A Home Equity Conversion Mortgage (HECM) for Purchase is a reverse mortgage loan that allows homeowners age 62 and older to buy a home using a larger down payment to build the necessary equity in the home rather than using all their available assets.
Purchase a New Home with No Monthly Payments*
What is a Home Equity Conversion Mortgage for Purchase (H4P)?
The H4P program allows buyers to combine a down payment with loan proceeds to purchase a new home and not make a loan payment* as long you they live in the home.
H4P can increase your purchasing power, and make it easier to afford the home you want. The most important feature of this type of loan is that there is NO personal financial liability for the buyer(s), their heirs, or their estate for any loan balance that exceeds the value of the home when it is being sold to repay the loan.

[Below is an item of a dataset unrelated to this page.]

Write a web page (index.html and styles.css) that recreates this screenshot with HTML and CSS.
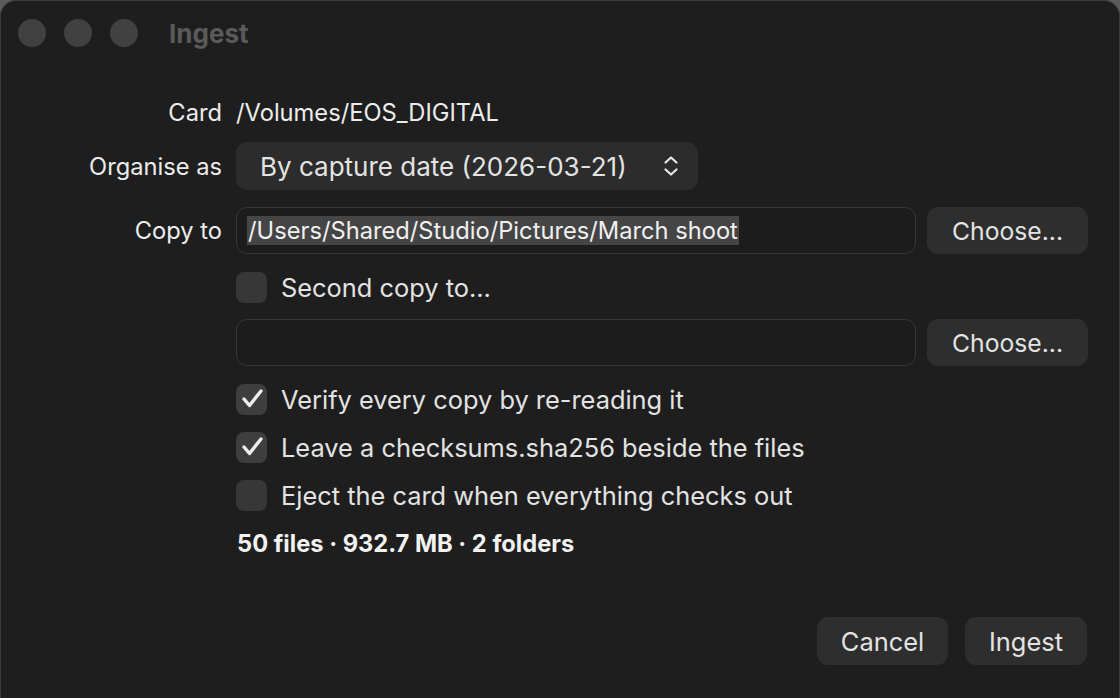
FILE: index.html
```html
<!DOCTYPE html>
<html lang="en">
<head>
<meta charset="utf-8">
<title>Ingest</title>
<link rel="stylesheet" href="styles.css">
</head>
<body>
<div class="window">
  <div class="titlebar">
    <span class="light"></span><span class="light"></span><span class="light"></span>
    <span class="title">Ingest</span>
  </div>
  <div class="form">
    <div class="row row-card">
      <div class="label">Card</div>
      <div class="value">/Volumes/EOS_DIGITAL</div>
    </div>
    <div class="row row-organise">
      <div class="label">Organise as</div>
      <div class="popup">
        <span>By capture date (2026-03-21)</span>
        <svg class="chev" width="16" height="22" viewBox="0 0 16 22"><path d="M2.5 7.5 L8 2.5 L13.5 7.5 M2.5 14.5 L8 19.5 L13.5 14.5" fill="none" stroke="#e6e6e6" stroke-width="2.2" stroke-linecap="round" stroke-linejoin="round"/></svg>
      </div>
    </div>
    <div class="row row-copy">
      <div class="label">Copy to</div>
      <div class="field"><span class="sel">/Users/Shared/Studio/Pictures/March shoot</span></div>
      <div class="button choose">Choose...</div>
    </div>
    <div class="row row-check row-second">
      <div class="label"></div>
      <div class="check"><span class="box"></span><span>Second copy to...</span></div>
    </div>
    <div class="row row-copy row-field2">
      <div class="label"></div>
      <div class="field"></div>
      <div class="button choose">Choose...</div>
    </div>
    <div class="row row-check row-verify">
      <div class="label"></div>
      <div class="check"><span class="box on"><svg width="31" height="31" viewBox="0 0 31 31"><path d="M8 15 L13.5 21.5 L25 7" fill="none" stroke="#ededed" stroke-width="3.4" stroke-linecap="round" stroke-linejoin="round"/></svg></span><span>Verify every copy by re-reading it</span></div>
    </div>
    <div class="row row-check row-leave">
      <div class="label"></div>
      <div class="check"><span class="box on"><svg width="31" height="31" viewBox="0 0 31 31"><path d="M8 15 L13.5 21.5 L25 7" fill="none" stroke="#ededed" stroke-width="3.4" stroke-linecap="round" stroke-linejoin="round"/></svg></span><span>Leave a checksums.sha256 beside the files</span></div>
    </div>
    <div class="row row-check row-eject">
      <div class="label"></div>
      <div class="check"><span class="box"></span><span>Eject the card when everything checks out</span></div>
    </div>
    <div class="row row-summary">
      <div class="label"></div>
      <div class="summary">50 files · 932.7 MB · 2 folders</div>
    </div>
  </div>
  <div class="actions">
    <div class="button cancel">Cancel</div>
    <div class="button ingest">Ingest</div>
  </div>
</div>
</body>
</html>
```

FILE: styles.css
```css
* { box-sizing: border-box; }
html, body {
  margin: 0;
  padding: 0;
  width: 1120px;
  height: 698px;
  overflow: hidden;
  background: #5b5b5b;
}
body {
  font-family: Inter, "Noto Sans", "Liberation Sans", sans-serif;
  color: #e6e6e6;
  font-size: 23.7px;
}
.window {
  width: 1120px;
  height: 698px;
  background: #1e1e1e;
  border-radius: 16px 16px 0 0;
  border-top: 1px solid #3c3c3c;
  border-left: 1px solid #3c3c3c;
  border-right: 1px solid #3c3c3c;
  display: flex;
  flex-direction: column;
}
.titlebar {
  height: 65px;
  display: flex;
  align-items: center;
  padding-left: 17px;
  padding-bottom: 1px;
}
.light {
  width: 28px;
  height: 28px;
  border-radius: 50%;
  background: #414141;
  margin-right: 18px;
}
.title {
  margin-left: 13px;
  font-weight: 700;
  color: #5a5a5a;
  font-size: 26px;
}
.form {
  display: flex;
  flex-direction: column;
}
.row {
  display: flex;
  align-items: center;
}
.label {
  width: 221px;
  text-align: right;
  margin-right: 14px;
  flex: none;
  color: #ececec;
}
.row-card { height: 30px; margin-top: 31px; }
.value { color: #ececec; }
.row-organise { height: 48px; margin-top: 15px; }
.popup {
  width: 462px;
  height: 48px;
  background: #2c2c2c;
  border-radius: 11px;
  display: flex;
  align-items: center;
  justify-content: space-between;
  padding: 0 19px 0 24px;
  color: #e3e3e3;
  font-size: 26px;
}
.chev { display: block; }
.row-copy { height: 47px; margin-top: 17px; }
.field {
  width: 680px;
  height: 47px;
  border: 1px solid #363636;
  border-radius: 11px;
  background: #1c1c1c;
  display: flex;
  align-items: center;
  padding-left: 10px;
}
.sel {
  background: #454545;
  color: #f0f0f0;
  line-height: 29px;
  padding: 0 1px;
}
.button {
  background: #2e2e2e;
  border-radius: 11px;
  display: flex;
  align-items: center;
  justify-content: center;
  color: #e3e3e3;
  height: 47px;
  font-size: 25.4px;
}
.choose {
  width: 161px;
  margin-left: 11px;
  font-size: 24.7px;
}
.row-check { height: 31px; }
.row-second { margin-top: 18px; }
.row-field2 { margin-top: 16px; }
.row-verify { margin-top: 18px; }
.row-leave { margin-top: 17px; }
.row-eject { margin-top: 17px; }
.check {
  display: flex;
  align-items: center;
  color: #e3e3e3;
  font-size: 25.4px;
}
.box {
  width: 31px;
  height: 31px;
  border-radius: 8px;
  background: #373737;
  margin-right: 14px;
  display: flex;
  align-items: center;
  justify-content: center;
  flex: none;
}
.box svg { display: block; }
.box.on { background: #3e3e3e; }
.row-summary { height: 30px; margin-top: 17px; }
.summary {
  font-weight: 700;
  color: #f2f2f2;
  padding-left: 1px;
}
.actions {
  display: flex;
  justify-content: flex-end;
  margin-top: 59px;
  padding-right: 32px;
  gap: 17px;
}
.cancel { width: 131px; height: 48px; }
.ingest { width: 122px; height: 48px; }
```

H4P Eligibility Requirements Set by the Federal Government
- You must be at least 62 years old. (This applies to all co-owners listed on the home’s title)
- The home you are buying must be your primary residence and must meet FHA/HUD guidelines. Eligible properties are single-family homes and FHA- approved condominiums.
- You must have your down payment or “required investment” from an allowable source. While certain restrictions apply, these are generally funds you have had for at least 90 days or the sale of an asset that you already own. The most common sources of the down payment money are proceeds from the sale of a current home or money the buyer has in a checking, savings, CD, retirement or investment account.
Using the Home Equity Conversion Mortgage (H4P)
Home Equity Conversion Mortgages/Reverse Mortgages are normally used by Seniors to remain in their homes while drawing money from their home.
- Seniors age 62 and over buying a home as their primary residence make a down payment and then use a Reverse Mortgage to finance the remaining purchase price.
- No monthly payments are required*; interest accrues on the mortgage over time and balance is paid when the house is sold. Just as with a traditional mortgage, any remaining equity at the time of sale goes to the homeowner or his or her estate.
Purchasing seniors can typically borrow between 50 and 60% of the sale price up to the FHA maximum of $726,525. Loan to Value is determined by the age of the youngest borrower.
Reverse mortgages are incredibly flexible borrowing tools. Seniors can choose to borrow the maximum allowed at closing or borrow less and leave a portion of the loan in a line of credit for future use. Interest is only charged on the funds drawn similar to a traditional Home Equity Loan. Money not drawn in the line of credit is guaranteed to grow at the same adjustable interest rate that is being charged on the line of credit, even if the home value drops.
Seniors that are retired may have trouble meeting the new underwriting requirements for regular mortgages, which are primarily based on income and not assets; while reverse mortgages have much easier income and credit requirements. A reverse mortgage allows seniors the option buy a different home to better suit their physical needs, be closer to family, or move to a warmer climate.
Many seniors will use the proceeds from the sale of their previous home or their investments assets to purchase a home. By using a Reverse Mortgage for Purchase to buy a home, seniors can reduce the amount of their down payment and help maximize funds in their investment accounts.
*Borrower is responsible for property taxes, homeowner’s insurance, HOA and property maintenance in order for the loan to remain in good standing. A HECM is a home-secured loan that must be repaid upon default or a maturity event, such as when the home is sold, all homeowners have passed away, or the last surviving borrower no longer lives there as their primary residence.